* Aim of the task: Find each line holding the word "this" and give the number of such lines, nothing else.

— Start of Supplied material —

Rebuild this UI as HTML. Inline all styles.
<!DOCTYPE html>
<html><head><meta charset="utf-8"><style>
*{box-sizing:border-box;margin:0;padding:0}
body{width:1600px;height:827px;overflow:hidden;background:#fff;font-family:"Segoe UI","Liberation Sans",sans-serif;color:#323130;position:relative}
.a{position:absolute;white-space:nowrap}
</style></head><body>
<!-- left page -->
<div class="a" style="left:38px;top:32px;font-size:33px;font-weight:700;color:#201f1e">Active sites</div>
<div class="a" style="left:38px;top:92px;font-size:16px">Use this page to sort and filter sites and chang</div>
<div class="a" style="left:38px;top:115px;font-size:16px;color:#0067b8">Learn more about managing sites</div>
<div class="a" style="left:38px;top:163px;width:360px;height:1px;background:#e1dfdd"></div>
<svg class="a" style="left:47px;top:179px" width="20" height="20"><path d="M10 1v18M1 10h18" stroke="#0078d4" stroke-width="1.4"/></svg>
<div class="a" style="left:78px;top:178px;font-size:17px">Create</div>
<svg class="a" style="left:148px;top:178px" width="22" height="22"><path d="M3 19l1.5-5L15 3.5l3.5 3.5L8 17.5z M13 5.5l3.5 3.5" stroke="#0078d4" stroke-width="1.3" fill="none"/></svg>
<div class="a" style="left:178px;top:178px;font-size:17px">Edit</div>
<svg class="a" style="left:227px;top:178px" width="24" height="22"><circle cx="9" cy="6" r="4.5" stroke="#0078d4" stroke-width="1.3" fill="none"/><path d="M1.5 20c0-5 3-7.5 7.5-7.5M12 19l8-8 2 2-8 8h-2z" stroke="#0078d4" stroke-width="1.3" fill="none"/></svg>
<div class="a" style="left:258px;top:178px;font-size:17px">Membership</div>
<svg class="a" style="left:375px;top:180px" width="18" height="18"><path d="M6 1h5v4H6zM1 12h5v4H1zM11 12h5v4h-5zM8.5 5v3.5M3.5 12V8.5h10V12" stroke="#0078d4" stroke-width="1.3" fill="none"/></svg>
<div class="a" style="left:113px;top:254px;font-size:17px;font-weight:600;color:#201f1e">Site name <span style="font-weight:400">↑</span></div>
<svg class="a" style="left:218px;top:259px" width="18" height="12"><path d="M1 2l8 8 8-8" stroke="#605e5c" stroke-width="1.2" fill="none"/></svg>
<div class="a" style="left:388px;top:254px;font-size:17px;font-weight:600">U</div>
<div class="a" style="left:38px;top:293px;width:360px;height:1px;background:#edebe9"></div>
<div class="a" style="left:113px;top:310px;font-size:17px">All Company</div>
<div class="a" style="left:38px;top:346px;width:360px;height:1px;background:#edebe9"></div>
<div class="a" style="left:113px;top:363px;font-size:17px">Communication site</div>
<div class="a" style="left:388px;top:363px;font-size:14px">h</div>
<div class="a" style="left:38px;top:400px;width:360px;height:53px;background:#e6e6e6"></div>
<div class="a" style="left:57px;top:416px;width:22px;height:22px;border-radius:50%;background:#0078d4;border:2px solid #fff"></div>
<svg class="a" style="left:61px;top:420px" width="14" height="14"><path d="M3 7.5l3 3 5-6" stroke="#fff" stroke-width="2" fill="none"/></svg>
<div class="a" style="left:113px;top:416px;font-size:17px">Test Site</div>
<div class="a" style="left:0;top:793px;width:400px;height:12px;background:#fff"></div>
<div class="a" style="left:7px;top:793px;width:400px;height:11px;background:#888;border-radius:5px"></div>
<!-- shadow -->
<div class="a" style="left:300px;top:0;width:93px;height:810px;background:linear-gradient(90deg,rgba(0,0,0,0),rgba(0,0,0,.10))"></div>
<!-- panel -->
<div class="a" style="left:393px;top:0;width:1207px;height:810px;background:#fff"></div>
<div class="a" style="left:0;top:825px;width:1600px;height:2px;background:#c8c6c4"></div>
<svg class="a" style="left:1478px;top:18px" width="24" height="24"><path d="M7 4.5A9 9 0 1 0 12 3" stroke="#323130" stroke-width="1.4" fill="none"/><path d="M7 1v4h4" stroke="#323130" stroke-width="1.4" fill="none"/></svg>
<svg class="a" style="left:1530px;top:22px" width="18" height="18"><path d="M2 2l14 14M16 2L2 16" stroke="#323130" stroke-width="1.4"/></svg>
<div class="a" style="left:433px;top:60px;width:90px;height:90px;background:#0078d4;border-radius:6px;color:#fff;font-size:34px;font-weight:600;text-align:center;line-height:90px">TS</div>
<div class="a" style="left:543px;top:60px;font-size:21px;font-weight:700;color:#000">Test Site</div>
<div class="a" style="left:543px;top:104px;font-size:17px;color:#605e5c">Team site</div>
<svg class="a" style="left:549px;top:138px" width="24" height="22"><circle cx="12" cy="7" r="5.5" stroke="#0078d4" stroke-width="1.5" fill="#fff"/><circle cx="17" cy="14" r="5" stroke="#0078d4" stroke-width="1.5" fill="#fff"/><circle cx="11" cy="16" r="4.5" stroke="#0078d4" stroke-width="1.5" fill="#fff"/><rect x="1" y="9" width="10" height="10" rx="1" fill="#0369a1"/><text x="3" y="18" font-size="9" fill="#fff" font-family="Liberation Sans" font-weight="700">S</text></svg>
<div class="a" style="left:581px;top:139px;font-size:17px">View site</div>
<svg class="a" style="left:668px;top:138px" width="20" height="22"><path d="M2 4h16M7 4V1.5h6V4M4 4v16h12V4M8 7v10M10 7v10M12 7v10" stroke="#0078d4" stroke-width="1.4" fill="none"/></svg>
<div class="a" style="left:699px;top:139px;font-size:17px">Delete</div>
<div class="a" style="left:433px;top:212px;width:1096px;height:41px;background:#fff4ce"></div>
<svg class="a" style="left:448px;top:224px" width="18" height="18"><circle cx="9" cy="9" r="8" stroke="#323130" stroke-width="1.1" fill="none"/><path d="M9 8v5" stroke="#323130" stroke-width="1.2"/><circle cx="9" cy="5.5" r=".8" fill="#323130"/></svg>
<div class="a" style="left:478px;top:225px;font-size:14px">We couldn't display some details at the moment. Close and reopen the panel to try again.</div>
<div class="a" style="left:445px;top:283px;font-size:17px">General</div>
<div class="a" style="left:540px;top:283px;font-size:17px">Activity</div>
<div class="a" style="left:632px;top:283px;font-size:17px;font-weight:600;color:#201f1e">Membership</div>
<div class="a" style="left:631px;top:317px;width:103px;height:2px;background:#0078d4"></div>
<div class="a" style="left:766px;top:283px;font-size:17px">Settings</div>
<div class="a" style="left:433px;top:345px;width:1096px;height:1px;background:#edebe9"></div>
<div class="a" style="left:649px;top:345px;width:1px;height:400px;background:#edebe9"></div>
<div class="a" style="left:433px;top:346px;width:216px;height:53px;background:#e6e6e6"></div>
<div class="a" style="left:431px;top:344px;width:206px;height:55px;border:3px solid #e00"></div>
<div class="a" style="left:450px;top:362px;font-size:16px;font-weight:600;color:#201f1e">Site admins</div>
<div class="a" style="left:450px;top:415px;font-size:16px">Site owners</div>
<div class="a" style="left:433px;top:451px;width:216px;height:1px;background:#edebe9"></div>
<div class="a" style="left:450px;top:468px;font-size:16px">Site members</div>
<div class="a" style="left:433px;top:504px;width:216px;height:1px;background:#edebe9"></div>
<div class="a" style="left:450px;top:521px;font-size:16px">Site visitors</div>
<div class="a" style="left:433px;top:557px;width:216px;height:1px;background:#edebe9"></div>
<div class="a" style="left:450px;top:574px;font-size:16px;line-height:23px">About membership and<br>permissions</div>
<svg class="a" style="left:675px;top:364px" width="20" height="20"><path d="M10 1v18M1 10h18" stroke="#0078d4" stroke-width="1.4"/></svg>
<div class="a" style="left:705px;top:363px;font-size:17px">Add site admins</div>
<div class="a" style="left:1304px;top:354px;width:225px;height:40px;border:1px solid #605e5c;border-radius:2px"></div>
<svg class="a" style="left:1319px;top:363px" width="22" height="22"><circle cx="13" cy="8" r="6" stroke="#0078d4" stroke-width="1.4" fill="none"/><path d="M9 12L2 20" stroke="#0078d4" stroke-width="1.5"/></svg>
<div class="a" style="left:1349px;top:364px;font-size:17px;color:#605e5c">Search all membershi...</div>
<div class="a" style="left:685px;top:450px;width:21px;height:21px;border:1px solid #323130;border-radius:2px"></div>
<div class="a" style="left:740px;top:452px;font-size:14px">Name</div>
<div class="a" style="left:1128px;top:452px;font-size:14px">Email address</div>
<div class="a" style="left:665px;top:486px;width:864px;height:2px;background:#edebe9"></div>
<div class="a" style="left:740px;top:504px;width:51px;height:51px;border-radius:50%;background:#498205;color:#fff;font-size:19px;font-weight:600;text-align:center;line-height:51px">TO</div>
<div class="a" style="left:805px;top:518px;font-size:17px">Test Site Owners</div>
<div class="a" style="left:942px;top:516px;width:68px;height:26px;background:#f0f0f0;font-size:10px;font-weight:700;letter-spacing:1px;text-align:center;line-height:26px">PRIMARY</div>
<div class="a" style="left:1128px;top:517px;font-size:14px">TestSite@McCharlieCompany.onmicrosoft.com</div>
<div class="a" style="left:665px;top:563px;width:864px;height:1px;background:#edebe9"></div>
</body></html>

— End of Supplied material —

* Task answer: 2